▶ [Work instructions] It is required that all of the data be written out exactly.

##### Provided material

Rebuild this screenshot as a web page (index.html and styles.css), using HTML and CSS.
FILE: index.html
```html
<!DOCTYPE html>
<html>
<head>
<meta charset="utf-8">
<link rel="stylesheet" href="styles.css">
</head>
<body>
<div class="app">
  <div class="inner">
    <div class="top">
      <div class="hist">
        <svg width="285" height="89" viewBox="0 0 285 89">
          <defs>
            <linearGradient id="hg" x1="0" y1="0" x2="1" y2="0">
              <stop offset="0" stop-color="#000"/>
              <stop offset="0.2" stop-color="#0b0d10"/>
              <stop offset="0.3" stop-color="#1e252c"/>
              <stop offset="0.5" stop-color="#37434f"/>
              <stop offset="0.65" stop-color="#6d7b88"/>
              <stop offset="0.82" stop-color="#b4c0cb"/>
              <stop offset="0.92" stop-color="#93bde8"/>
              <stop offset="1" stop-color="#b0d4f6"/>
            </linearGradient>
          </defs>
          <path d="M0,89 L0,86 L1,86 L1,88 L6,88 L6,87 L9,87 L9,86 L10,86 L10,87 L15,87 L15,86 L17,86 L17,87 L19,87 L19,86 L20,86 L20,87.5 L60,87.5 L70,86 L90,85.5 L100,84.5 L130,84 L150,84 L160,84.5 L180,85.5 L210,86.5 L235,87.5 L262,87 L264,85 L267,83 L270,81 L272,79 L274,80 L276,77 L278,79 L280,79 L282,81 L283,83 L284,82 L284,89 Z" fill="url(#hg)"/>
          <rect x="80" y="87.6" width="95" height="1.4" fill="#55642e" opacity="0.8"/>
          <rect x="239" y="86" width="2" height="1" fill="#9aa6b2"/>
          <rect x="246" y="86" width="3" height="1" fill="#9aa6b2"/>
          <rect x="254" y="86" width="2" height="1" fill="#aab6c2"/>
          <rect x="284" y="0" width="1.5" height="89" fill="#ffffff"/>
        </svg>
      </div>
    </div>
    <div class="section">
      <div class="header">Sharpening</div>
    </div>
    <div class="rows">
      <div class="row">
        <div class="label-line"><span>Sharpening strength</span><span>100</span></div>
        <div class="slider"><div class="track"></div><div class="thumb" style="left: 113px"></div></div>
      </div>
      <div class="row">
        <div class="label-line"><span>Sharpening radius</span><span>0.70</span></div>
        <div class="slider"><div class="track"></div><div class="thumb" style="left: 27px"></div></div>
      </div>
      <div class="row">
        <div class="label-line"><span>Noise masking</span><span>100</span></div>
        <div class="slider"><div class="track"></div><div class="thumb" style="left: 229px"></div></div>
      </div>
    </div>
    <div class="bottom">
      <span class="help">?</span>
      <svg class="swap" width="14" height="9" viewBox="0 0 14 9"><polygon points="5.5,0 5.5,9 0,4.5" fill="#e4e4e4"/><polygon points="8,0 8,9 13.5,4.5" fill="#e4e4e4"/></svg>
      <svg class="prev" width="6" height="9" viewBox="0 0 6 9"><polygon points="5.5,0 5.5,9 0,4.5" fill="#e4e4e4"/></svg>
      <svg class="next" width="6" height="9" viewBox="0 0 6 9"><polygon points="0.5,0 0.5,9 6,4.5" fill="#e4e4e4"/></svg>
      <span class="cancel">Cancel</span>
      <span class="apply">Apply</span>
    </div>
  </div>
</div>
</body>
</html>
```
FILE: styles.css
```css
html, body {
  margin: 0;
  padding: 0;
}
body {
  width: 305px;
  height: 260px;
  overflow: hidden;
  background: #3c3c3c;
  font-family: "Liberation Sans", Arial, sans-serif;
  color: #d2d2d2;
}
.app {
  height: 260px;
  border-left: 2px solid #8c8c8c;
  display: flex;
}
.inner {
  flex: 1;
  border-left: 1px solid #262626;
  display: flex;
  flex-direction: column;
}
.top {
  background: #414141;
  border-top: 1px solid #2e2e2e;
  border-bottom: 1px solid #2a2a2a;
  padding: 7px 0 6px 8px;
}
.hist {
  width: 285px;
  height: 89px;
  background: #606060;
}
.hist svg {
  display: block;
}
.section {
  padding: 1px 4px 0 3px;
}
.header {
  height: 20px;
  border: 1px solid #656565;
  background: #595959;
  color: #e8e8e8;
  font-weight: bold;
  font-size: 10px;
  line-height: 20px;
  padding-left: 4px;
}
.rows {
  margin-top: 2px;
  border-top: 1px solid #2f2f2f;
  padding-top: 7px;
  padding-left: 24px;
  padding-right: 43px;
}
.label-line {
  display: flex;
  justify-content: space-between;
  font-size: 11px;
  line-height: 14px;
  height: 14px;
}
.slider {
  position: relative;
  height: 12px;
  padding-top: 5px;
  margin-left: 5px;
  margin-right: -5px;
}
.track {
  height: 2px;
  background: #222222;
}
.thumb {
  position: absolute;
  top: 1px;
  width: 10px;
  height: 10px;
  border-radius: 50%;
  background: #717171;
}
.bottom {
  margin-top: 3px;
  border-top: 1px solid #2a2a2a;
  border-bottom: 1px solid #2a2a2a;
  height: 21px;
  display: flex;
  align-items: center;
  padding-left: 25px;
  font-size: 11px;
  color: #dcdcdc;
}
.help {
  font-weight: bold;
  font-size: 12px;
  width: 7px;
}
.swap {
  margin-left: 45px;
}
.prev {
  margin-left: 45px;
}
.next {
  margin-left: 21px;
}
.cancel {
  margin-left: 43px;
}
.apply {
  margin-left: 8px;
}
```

##########

▶ [Answer]
Rebuild this screenshot as a web page (index.html and styles.css), using HTML and CSS.
FILE: index.html
```html
<!DOCTYPE html>
<html>
<head>
<meta charset="utf-8">
<link rel="stylesheet" href="styles.css">
</head>
<body>
<div class="app">
  <div class="inner">
    <div class="top">
      <div class="hist">
        <svg width="285" height="89" viewBox="0 0 285 89">
          <defs>
            <linearGradient id="hg" x1="0" y1="0" x2="1" y2="0">
              <stop offset="0" stop-color="#000"/>
              <stop offset="0.2" stop-color="#0b0d10"/>
              <stop offset="0.3" stop-color="#1e252c"/>
              <stop offset="0.5" stop-color="#37434f"/>
              <stop offset="0.65" stop-color="#6d7b88"/>
              <stop offset="0.82" stop-color="#b4c0cb"/>
              <stop offset="0.92" stop-color="#93bde8"/>
              <stop offset="1" stop-color="#b0d4f6"/>
            </linearGradient>
          </defs>
          <path d="M0,89 L0,86 L1,86 L1,88 L6,88 L6,87 L9,87 L9,86 L10,86 L10,87 L15,87 L15,86 L17,86 L17,87 L19,87 L19,86 L20,86 L20,87.5 L60,87.5 L70,86 L90,85.5 L100,84.5 L130,84 L150,84 L160,84.5 L180,85.5 L210,86.5 L235,87.5 L262,87 L264,85 L267,83 L270,81 L272,79 L274,80 L276,77 L278,79 L280,79 L282,81 L283,83 L284,82 L284,89 Z" fill="url(#hg)"/>
          <rect x="80" y="87.6" width="95" height="1.4" fill="#55642e" opacity="0.8"/>
          <rect x="239" y="86" width="2" height="1" fill="#9aa6b2"/>
          <rect x="246" y="86" width="3" height="1" fill="#9aa6b2"/>
          <rect x="254" y="86" width="2" height="1" fill="#aab6c2"/>
          <rect x="284" y="0" width="1.5" height="89" fill="#ffffff"/>
        </svg>
      </div>
    </div>
    <div class="section">
      <div class="header">Sharpening</div>
    </div>
    <div class="rows">
      <div class="row">
        <div class="label-line"><span>Sharpening strength</span><span>100</span></div>
        <div class="slider"><div class="track"></div><div class="thumb" style="left: 113px"></div></div>
      </div>
      <div class="row">
        <div class="label-line"><span>Sharpening radius</span><span>0.70</span></div>
        <div class="slider"><div class="track"></div><div class="thumb" style="left: 27px"></div></div>
      </div>
      <div class="row">
        <div class="label-line"><span>Noise masking</span><span>100</span></div>
        <div class="slider"><div class="track"></div><div class="thumb" style="left: 229px"></div></div>
      </div>
    </div>
    <div class="bottom">
      <span class="help">?</span>
      <svg class="swap" width="14" height="9" viewBox="0 0 14 9"><polygon points="5.5,0 5.5,9 0,4.5" fill="#e4e4e4"/><polygon points="8,0 8,9 13.5,4.5" fill="#e4e4e4"/></svg>
      <svg class="prev" width="6" height="9" viewBox="0 0 6 9"><polygon points="5.5,0 5.5,9 0,4.5" fill="#e4e4e4"/></svg>
      <svg class="next" width="6" height="9" viewBox="0 0 6 9"><polygon points="0.5,0 0.5,9 6,4.5" fill="#e4e4e4"/></svg>
      <span class="cancel">Cancel</span>
      <span class="apply">Apply</span>
    </div>
  </div>
</div>
</body>
</html>
```
FILE: styles.css
```css
html, body {
  margin: 0;
  padding: 0;
}
body {
  width: 305px;
  height: 260px;
  overflow: hidden;
  background: #3c3c3c;
  font-family: "Liberation Sans", Arial, sans-serif;
  color: #d2d2d2;
}
.app {
  height: 260px;
  border-left: 2px solid #8c8c8c;
  display: flex;
}
.inner {
  flex: 1;
  border-left: 1px solid #262626;
  display: flex;
  flex-direction: column;
}
.top {
  background: #414141;
  border-top: 1px solid #2e2e2e;
  border-bottom: 1px solid #2a2a2a;
  padding: 7px 0 6px 8px;
}
.hist {
  width: 285px;
  height: 89px;
  background: #606060;
}
.hist svg {
  display: block;
}
.section {
  padding: 1px 4px 0 3px;
}
.header {
  height: 20px;
  border: 1px solid #656565;
  background: #595959;
  color: #e8e8e8;
  font-weight: bold;
  font-size: 10px;
  line-height: 20px;
  padding-left: 4px;
}
.rows {
  margin-top: 2px;
  border-top: 1px solid #2f2f2f;
  padding-top: 7px;
  padding-left: 24px;
  padding-right: 43px;
}
.label-line {
  display: flex;
  justify-content: space-between;
  font-size: 11px;
  line-height: 14px;
  height: 14px;
}
.slider {
  position: relative;
  height: 12px;
  padding-top: 5px;
  margin-left: 5px;
  margin-right: -5px;
}
.track {
  height: 2px;
  background: #222222;
}
.thumb {
  position: absolute;
  top: 1px;
  width: 10px;
  height: 10px;
  border-radius: 50%;
  background: #717171;
}
.bottom {
  margin-top: 3px;
  border-top: 1px solid #2a2a2a;
  border-bottom: 1px solid #2a2a2a;
  height: 21px;
  display: flex;
  align-items: center;
  padding-left: 25px;
  font-size: 11px;
  color: #dcdcdc;
}
.help {
  font-weight: bold;
  font-size: 12px;
  width: 7px;
}
.swap {
  margin-left: 45px;
}
.prev {
  margin-left: 45px;
}
.next {
  margin-left: 21px;
}
.cancel {
  margin-left: 43px;
}
.apply {
  margin-left: 8px;
}
```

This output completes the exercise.